* _Set problem_: Lift every line from the entries that includes the word "screenshot".

Pages as source code
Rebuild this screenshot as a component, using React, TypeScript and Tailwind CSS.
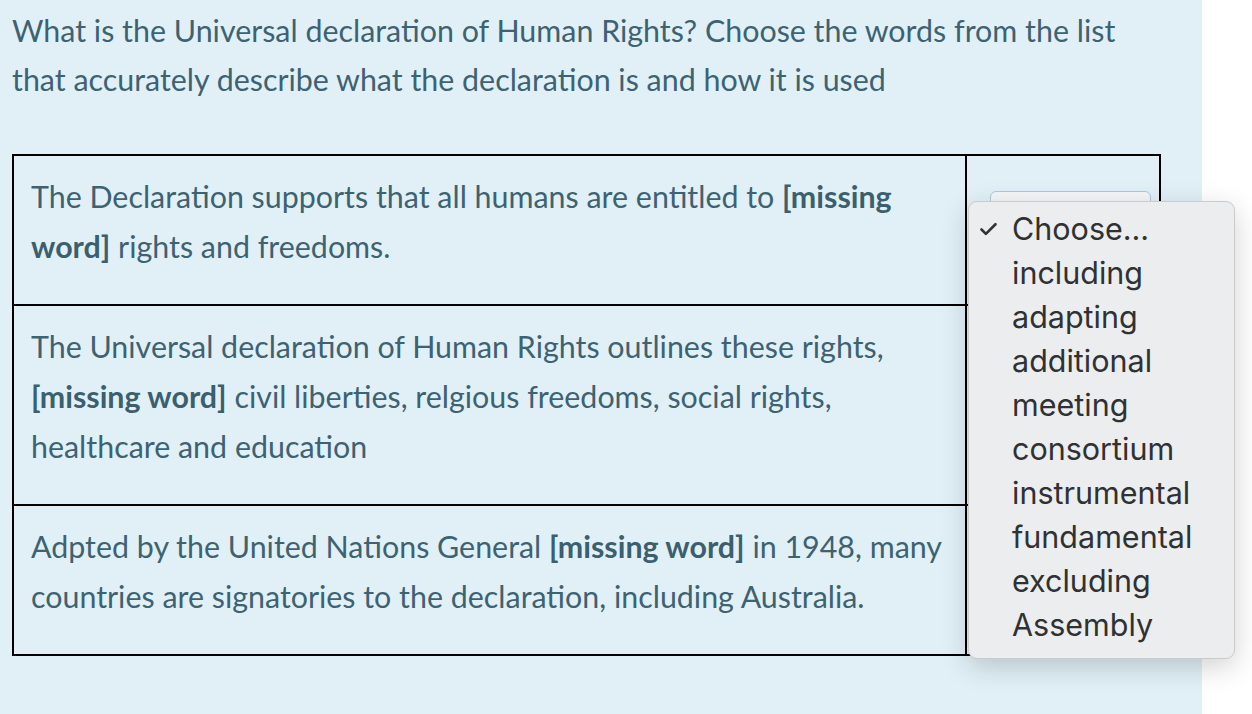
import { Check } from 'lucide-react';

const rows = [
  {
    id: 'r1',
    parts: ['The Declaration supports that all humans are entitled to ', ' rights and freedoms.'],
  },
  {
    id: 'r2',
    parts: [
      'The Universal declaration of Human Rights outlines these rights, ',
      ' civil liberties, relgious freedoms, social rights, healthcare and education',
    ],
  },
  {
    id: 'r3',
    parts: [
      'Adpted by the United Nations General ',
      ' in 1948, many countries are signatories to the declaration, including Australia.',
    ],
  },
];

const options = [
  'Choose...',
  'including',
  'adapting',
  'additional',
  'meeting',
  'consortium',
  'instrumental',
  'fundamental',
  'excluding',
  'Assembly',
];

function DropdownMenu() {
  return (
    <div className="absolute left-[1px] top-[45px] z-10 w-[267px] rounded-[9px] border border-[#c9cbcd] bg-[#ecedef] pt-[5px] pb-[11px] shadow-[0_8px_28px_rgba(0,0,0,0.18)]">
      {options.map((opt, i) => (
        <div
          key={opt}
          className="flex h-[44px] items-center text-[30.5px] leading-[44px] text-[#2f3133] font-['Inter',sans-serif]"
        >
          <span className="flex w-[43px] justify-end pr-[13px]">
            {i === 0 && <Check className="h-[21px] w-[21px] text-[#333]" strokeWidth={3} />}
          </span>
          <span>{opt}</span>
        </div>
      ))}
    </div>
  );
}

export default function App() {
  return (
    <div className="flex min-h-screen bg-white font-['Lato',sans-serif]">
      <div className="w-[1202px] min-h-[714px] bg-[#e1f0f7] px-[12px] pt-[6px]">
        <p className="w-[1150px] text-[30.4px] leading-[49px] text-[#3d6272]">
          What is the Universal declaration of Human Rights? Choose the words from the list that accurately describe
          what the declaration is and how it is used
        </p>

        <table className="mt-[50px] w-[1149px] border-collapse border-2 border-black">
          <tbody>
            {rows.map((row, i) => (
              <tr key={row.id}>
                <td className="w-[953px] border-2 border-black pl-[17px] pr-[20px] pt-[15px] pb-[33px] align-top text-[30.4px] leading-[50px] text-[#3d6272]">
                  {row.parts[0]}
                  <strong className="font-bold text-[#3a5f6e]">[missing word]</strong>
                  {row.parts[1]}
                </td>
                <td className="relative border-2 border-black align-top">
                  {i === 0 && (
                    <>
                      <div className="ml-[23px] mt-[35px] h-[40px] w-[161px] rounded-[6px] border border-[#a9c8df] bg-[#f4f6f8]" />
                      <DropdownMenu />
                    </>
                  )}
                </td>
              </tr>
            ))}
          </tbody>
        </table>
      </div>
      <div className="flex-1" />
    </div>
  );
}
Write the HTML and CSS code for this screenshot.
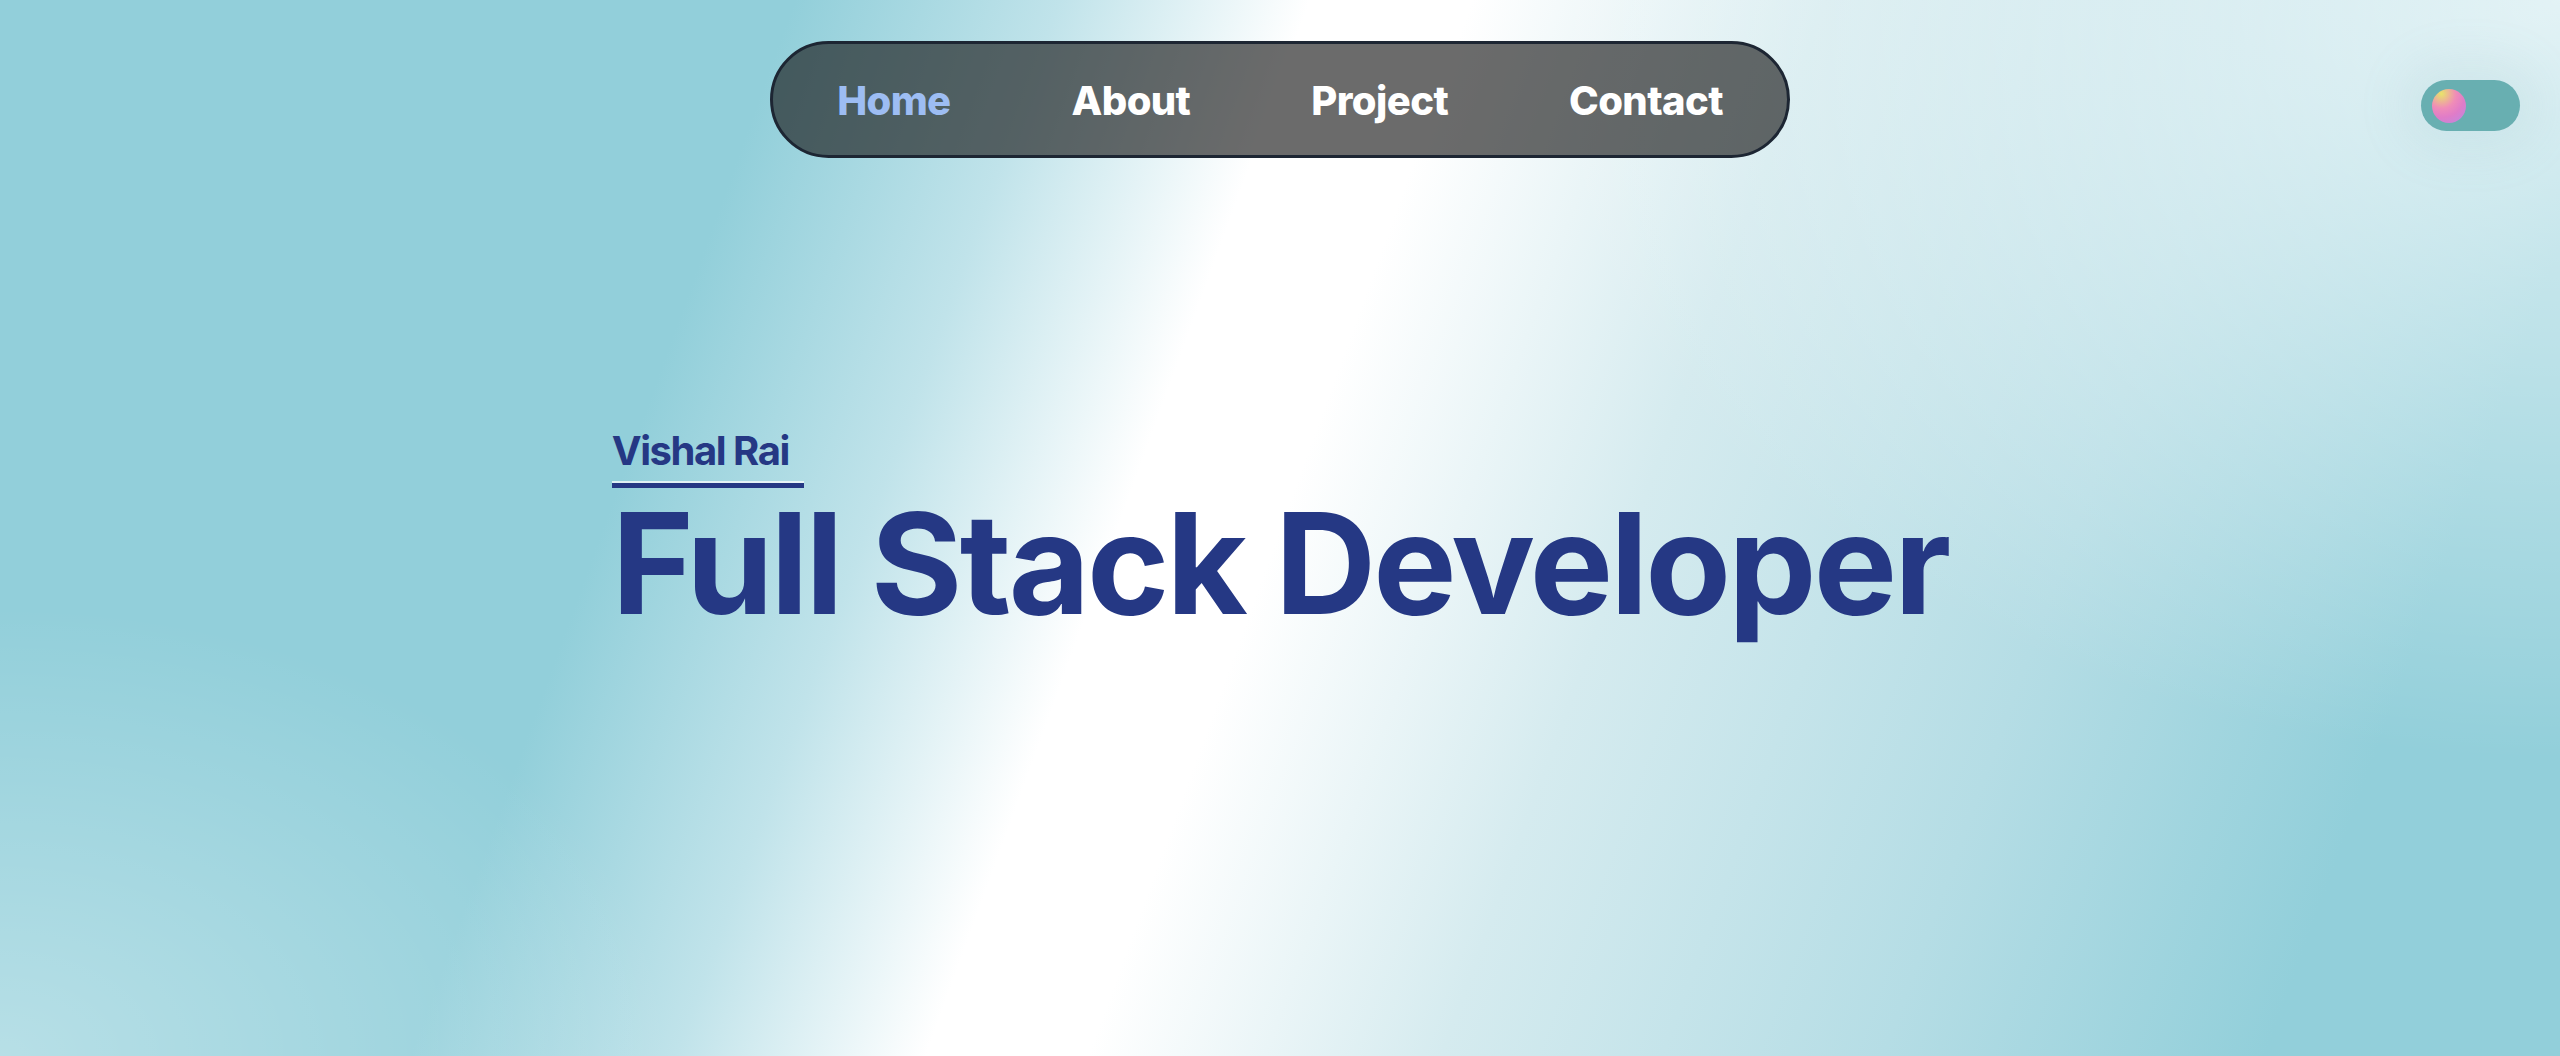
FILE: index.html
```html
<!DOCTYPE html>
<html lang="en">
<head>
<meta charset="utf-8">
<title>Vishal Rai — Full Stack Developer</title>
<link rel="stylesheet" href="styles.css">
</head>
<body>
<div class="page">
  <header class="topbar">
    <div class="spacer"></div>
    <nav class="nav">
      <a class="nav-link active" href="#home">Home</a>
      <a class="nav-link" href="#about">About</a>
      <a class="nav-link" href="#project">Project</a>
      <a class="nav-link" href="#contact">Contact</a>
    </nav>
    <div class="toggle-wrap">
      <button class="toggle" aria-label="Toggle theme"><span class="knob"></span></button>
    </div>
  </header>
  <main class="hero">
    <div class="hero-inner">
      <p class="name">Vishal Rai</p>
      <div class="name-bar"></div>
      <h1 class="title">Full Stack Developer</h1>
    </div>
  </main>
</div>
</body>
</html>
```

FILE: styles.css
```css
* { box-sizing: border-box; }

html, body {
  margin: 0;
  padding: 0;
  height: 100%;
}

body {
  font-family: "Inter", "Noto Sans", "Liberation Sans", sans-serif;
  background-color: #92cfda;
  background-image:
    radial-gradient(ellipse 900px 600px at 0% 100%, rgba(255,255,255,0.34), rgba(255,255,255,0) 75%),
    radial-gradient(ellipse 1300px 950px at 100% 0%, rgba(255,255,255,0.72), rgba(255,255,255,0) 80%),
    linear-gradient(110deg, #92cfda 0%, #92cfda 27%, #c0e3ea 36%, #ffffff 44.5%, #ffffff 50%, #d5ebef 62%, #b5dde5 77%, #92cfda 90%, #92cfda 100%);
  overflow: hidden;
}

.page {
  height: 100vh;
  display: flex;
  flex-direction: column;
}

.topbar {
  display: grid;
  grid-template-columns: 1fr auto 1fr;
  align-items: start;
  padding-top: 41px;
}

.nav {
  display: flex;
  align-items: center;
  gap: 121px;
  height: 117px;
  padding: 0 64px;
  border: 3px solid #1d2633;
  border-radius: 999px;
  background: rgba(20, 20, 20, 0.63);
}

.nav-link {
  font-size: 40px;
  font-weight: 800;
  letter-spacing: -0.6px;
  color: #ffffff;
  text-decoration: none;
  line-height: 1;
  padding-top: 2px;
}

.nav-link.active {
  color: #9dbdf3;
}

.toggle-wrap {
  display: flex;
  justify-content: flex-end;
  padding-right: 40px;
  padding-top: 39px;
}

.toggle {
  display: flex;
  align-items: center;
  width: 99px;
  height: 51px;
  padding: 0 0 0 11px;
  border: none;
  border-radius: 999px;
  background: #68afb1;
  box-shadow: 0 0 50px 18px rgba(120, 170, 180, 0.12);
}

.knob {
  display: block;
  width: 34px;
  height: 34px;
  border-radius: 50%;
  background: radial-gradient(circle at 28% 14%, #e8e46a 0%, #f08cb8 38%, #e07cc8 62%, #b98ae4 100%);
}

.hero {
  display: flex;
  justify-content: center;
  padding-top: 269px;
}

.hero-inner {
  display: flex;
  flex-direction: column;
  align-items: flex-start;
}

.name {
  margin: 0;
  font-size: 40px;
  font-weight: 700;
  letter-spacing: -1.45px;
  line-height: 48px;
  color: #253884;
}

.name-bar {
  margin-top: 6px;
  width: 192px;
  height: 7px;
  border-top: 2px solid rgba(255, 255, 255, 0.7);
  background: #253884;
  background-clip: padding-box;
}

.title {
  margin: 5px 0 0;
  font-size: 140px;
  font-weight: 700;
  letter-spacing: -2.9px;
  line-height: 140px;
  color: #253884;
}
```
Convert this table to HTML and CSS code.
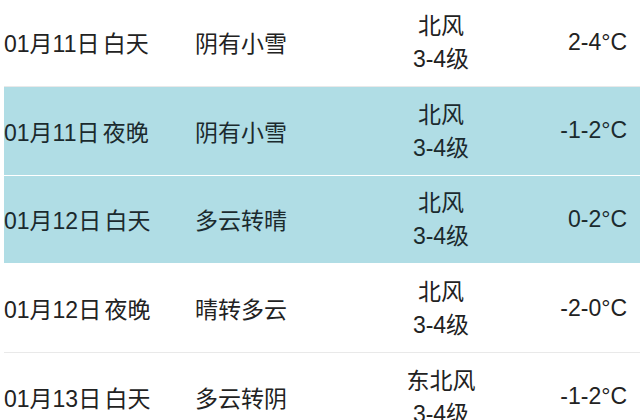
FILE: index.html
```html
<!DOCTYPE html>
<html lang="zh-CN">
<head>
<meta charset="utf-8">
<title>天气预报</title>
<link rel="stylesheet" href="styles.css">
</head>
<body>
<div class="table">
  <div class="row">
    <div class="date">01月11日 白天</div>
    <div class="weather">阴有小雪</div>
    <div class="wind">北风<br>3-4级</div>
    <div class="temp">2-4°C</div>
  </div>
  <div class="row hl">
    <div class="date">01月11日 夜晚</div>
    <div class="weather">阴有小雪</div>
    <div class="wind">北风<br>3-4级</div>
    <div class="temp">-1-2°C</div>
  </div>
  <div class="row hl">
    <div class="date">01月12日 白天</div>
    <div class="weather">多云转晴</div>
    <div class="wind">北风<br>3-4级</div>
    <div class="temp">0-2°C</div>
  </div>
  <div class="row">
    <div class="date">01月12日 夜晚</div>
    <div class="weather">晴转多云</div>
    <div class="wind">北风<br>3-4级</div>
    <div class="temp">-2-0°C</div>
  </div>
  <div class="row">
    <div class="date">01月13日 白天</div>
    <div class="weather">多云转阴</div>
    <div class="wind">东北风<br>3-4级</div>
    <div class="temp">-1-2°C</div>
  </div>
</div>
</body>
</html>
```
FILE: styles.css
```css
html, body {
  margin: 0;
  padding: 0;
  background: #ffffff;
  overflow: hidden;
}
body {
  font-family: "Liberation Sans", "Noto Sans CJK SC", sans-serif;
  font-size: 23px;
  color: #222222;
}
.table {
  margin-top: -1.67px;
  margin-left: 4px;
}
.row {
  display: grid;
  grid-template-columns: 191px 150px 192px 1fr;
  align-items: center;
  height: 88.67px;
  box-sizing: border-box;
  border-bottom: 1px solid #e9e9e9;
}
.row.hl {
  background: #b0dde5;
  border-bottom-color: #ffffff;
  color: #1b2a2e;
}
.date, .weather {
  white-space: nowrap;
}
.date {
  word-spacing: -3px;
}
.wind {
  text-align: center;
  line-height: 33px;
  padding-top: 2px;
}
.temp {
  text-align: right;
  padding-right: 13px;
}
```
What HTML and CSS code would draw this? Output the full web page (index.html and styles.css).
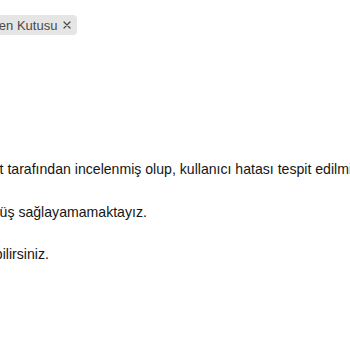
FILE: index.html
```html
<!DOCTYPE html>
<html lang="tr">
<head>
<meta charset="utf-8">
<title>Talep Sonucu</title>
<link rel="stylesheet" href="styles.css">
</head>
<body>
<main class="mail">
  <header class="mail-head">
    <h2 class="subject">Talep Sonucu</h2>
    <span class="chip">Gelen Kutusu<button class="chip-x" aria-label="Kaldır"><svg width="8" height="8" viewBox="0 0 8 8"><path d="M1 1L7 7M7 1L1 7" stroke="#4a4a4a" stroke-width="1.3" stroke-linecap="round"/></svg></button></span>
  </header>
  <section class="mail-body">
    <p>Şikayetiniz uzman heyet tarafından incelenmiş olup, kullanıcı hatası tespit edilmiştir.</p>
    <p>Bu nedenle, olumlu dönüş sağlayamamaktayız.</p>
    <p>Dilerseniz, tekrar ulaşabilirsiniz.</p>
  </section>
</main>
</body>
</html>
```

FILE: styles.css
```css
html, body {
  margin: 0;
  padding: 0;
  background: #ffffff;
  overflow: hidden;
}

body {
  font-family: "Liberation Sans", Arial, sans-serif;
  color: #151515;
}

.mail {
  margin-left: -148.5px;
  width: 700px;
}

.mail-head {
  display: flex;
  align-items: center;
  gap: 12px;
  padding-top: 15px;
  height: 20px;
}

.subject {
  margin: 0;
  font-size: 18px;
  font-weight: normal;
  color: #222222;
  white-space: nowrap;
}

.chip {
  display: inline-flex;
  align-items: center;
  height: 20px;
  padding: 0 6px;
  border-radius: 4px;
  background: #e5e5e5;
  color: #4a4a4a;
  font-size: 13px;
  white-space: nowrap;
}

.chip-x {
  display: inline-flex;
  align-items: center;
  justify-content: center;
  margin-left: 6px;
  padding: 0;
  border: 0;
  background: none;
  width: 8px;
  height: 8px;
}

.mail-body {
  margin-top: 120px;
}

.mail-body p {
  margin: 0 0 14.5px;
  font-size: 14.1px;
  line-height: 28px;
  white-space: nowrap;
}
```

* _Exercise solution_:
Rebuild this screenshot as a component, using React, TypeScript and Tailwind CSS.
Write the HTML and CSS code for this screenshot.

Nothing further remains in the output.